#### Recorded information
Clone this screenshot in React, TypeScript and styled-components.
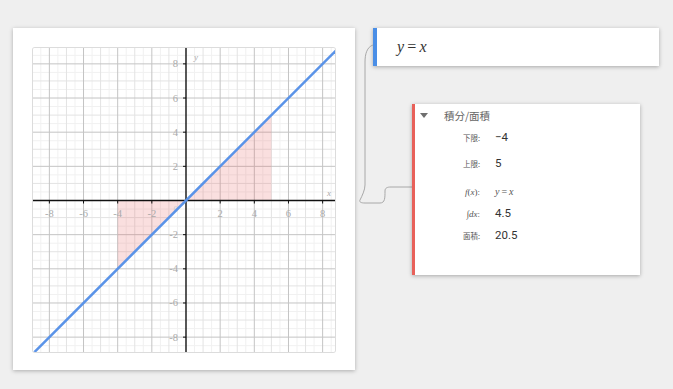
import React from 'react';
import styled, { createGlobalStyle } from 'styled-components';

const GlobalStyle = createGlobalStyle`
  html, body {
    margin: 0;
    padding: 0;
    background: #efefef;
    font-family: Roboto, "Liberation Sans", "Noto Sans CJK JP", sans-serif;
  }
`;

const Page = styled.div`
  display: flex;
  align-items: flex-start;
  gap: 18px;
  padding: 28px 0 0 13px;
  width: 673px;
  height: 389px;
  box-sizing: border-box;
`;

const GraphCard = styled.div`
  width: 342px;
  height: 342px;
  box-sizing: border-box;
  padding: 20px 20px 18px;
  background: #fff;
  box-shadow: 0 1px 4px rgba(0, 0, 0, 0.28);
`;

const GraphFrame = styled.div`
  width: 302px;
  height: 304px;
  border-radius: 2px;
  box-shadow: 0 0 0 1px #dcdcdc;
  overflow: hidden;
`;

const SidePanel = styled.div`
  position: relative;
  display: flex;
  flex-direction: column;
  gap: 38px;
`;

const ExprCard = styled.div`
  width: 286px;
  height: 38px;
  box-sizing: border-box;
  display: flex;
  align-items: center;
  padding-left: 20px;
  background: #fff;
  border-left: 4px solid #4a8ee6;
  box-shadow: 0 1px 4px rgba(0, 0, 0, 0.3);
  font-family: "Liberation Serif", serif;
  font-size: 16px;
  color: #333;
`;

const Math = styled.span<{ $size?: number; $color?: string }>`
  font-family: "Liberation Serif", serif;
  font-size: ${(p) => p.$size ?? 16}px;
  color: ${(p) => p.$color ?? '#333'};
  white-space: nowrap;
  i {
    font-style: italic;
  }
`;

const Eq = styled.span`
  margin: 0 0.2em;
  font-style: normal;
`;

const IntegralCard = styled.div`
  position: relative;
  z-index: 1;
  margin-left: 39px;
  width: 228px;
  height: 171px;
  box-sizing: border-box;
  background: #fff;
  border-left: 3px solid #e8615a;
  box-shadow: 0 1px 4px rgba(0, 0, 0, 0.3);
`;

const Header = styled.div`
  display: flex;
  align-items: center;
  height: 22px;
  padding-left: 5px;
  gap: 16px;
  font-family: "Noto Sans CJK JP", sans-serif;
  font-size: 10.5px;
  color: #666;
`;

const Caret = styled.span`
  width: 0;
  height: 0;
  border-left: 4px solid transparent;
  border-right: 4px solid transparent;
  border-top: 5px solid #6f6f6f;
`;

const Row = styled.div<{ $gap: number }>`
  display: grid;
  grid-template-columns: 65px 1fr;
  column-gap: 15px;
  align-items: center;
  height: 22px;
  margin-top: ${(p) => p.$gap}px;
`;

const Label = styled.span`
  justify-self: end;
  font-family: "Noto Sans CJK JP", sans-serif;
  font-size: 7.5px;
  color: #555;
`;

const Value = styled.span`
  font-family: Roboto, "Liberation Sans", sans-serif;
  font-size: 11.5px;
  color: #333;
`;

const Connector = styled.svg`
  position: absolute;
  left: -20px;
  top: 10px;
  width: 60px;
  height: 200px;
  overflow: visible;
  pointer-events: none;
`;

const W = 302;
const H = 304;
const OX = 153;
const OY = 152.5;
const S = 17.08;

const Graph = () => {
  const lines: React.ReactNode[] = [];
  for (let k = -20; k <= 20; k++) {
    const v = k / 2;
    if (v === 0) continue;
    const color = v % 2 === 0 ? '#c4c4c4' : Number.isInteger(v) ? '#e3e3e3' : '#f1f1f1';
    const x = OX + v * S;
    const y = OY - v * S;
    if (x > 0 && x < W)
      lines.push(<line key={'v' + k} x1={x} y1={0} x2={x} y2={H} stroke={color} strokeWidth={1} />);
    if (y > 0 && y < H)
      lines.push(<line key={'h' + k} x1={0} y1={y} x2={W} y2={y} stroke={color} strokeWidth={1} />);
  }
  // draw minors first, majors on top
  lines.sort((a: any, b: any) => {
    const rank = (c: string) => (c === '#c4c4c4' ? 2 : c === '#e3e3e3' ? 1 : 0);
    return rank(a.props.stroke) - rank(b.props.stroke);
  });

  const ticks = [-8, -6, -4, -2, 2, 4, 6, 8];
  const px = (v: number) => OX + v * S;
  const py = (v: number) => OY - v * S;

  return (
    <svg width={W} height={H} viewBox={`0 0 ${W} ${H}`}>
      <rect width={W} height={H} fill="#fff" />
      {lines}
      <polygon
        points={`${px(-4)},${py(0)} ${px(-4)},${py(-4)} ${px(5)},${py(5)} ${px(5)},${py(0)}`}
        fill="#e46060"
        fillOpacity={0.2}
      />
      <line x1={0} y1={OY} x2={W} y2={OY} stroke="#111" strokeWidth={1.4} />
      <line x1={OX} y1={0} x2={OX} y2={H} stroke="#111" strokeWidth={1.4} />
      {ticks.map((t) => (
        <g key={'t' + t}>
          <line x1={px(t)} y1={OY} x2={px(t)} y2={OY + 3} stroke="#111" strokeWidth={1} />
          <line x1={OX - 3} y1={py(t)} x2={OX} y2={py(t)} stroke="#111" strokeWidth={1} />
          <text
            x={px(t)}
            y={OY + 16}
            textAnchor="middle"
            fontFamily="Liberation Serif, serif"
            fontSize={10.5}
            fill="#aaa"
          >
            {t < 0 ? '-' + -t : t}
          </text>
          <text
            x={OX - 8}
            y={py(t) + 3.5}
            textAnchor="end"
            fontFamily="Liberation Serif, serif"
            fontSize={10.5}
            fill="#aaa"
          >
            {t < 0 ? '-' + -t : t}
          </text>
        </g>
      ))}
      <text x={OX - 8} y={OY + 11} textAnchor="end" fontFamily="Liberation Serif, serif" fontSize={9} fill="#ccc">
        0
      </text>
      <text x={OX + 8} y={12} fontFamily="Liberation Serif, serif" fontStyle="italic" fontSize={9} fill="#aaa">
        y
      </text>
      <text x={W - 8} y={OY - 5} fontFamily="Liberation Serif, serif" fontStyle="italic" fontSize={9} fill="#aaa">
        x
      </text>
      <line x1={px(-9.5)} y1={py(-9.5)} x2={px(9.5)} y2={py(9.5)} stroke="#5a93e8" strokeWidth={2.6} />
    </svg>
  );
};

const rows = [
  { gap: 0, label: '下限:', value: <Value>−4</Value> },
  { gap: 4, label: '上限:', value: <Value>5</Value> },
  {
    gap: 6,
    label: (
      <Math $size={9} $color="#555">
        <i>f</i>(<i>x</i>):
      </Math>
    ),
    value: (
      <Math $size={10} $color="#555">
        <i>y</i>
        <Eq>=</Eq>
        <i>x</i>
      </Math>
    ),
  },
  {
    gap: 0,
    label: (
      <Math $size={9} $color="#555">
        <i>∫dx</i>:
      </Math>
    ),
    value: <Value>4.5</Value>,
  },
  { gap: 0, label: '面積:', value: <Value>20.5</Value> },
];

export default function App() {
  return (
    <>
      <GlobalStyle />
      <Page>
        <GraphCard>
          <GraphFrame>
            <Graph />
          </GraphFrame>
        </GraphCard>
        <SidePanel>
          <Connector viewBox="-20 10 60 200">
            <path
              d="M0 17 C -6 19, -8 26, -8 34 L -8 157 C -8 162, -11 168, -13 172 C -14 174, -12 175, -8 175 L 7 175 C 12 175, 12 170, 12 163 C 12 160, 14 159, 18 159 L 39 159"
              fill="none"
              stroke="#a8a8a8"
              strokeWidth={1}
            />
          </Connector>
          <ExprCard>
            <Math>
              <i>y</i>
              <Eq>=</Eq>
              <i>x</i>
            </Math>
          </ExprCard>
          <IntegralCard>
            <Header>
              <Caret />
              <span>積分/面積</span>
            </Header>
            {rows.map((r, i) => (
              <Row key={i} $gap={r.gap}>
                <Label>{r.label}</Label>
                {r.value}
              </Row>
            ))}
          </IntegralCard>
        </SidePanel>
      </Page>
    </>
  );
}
########
- [Required task]: Copy out each line of the data where the string "React" appears.

- [Response to this task]:
Clone this screenshot in React, TypeScript and styled-components.
import React from 'react';
  const lines: React.ReactNode[] = [];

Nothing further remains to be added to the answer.